• _Problem statement_: Tally the lines of the data that include the word "with" and state the total, nothing else.

• _Input rows_:

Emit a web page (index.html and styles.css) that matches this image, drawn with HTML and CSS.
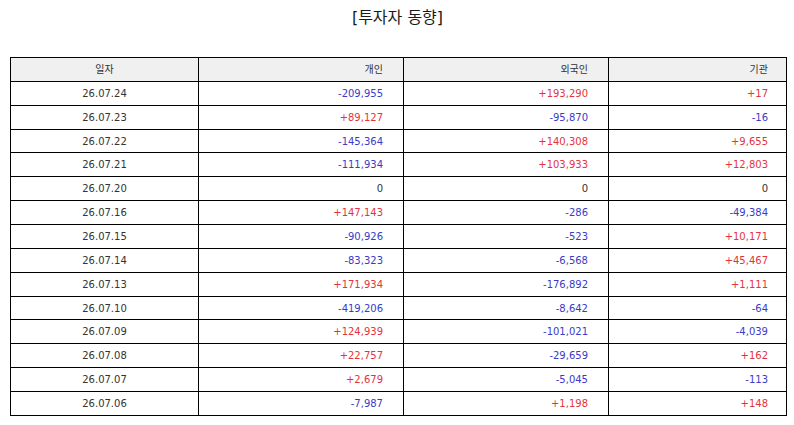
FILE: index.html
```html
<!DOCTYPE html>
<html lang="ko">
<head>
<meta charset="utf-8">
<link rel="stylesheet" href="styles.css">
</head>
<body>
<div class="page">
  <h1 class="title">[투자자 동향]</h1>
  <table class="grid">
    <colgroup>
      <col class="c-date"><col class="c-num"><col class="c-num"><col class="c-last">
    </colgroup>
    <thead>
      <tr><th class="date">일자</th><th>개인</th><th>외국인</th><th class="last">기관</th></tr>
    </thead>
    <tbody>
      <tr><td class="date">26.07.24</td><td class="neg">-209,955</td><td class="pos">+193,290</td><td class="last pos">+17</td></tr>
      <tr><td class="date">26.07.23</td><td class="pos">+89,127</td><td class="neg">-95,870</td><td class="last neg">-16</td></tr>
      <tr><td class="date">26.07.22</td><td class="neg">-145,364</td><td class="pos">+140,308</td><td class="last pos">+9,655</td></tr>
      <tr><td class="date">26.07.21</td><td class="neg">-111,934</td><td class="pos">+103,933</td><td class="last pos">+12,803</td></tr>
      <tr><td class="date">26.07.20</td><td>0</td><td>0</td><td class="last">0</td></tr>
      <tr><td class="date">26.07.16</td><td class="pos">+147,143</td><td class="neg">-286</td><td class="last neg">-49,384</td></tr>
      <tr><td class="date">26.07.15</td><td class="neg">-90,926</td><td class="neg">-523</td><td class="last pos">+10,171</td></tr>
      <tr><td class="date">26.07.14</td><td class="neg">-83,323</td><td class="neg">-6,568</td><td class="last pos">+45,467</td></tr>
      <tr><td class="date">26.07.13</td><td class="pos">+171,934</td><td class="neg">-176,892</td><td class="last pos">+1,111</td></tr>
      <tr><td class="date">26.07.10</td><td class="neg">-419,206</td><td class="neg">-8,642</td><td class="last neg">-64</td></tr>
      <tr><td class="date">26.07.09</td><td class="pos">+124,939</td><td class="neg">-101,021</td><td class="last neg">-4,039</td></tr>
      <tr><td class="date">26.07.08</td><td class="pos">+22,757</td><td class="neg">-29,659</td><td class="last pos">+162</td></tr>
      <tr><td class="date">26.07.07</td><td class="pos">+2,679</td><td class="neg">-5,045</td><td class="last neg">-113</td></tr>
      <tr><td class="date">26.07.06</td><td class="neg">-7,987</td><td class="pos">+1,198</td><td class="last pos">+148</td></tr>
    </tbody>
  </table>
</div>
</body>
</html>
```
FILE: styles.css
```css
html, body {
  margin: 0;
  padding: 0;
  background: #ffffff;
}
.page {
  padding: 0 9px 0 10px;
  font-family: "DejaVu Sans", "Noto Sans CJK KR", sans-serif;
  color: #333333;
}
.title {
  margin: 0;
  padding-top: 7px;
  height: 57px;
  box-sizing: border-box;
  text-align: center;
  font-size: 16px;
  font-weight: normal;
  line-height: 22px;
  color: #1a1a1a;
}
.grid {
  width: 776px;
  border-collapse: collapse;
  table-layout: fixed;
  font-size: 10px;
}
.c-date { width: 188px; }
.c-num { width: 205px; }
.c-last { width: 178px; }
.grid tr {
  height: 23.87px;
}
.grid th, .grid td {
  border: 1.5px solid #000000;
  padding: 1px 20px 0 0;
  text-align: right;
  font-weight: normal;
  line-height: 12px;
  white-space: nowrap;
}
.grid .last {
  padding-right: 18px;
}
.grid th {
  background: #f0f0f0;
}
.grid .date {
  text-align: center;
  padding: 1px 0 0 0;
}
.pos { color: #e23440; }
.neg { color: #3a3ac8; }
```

---

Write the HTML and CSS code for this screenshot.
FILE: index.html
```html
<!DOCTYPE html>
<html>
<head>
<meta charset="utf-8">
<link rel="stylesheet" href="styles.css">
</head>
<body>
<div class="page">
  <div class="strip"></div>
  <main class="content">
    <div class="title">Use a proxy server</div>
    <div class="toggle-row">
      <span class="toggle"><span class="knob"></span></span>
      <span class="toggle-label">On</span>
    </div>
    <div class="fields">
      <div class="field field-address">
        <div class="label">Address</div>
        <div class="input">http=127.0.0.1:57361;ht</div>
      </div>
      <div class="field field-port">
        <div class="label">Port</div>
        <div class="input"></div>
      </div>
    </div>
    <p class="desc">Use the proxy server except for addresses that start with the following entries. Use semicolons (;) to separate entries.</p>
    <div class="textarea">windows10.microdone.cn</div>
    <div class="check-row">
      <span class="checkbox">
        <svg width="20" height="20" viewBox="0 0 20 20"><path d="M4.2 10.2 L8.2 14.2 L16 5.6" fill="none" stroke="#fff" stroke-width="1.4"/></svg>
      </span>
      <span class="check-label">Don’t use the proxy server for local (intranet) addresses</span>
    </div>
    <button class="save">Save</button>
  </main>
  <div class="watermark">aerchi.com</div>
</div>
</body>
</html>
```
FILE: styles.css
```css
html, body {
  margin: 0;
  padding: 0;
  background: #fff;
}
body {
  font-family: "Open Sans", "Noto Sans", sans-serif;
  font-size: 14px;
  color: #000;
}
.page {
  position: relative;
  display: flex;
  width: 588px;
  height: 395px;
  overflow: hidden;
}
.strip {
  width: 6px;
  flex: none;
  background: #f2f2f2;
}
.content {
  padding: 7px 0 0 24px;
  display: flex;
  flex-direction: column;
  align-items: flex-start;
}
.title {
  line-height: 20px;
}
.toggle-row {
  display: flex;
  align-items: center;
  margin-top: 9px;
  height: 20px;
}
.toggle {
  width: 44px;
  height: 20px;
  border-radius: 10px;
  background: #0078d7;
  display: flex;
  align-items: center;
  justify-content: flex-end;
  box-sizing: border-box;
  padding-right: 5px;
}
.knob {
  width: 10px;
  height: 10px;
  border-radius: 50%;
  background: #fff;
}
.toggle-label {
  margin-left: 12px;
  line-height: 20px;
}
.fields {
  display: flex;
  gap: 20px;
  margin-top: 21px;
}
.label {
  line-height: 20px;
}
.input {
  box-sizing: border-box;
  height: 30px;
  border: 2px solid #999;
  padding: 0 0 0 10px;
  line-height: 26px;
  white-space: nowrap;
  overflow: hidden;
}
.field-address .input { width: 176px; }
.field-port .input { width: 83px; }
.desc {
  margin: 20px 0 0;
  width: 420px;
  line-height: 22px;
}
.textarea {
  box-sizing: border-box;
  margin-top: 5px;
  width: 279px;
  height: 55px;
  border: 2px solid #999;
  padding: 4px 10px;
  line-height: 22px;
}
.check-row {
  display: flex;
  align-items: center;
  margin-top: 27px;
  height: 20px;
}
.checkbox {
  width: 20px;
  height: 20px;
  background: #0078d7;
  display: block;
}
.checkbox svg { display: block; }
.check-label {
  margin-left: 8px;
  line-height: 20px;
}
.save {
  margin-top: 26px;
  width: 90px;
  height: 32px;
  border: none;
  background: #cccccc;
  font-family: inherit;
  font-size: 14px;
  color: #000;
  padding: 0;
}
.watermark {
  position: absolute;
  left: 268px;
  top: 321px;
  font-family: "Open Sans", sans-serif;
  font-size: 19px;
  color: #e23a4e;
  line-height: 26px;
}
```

• _Response for this exercise_: 2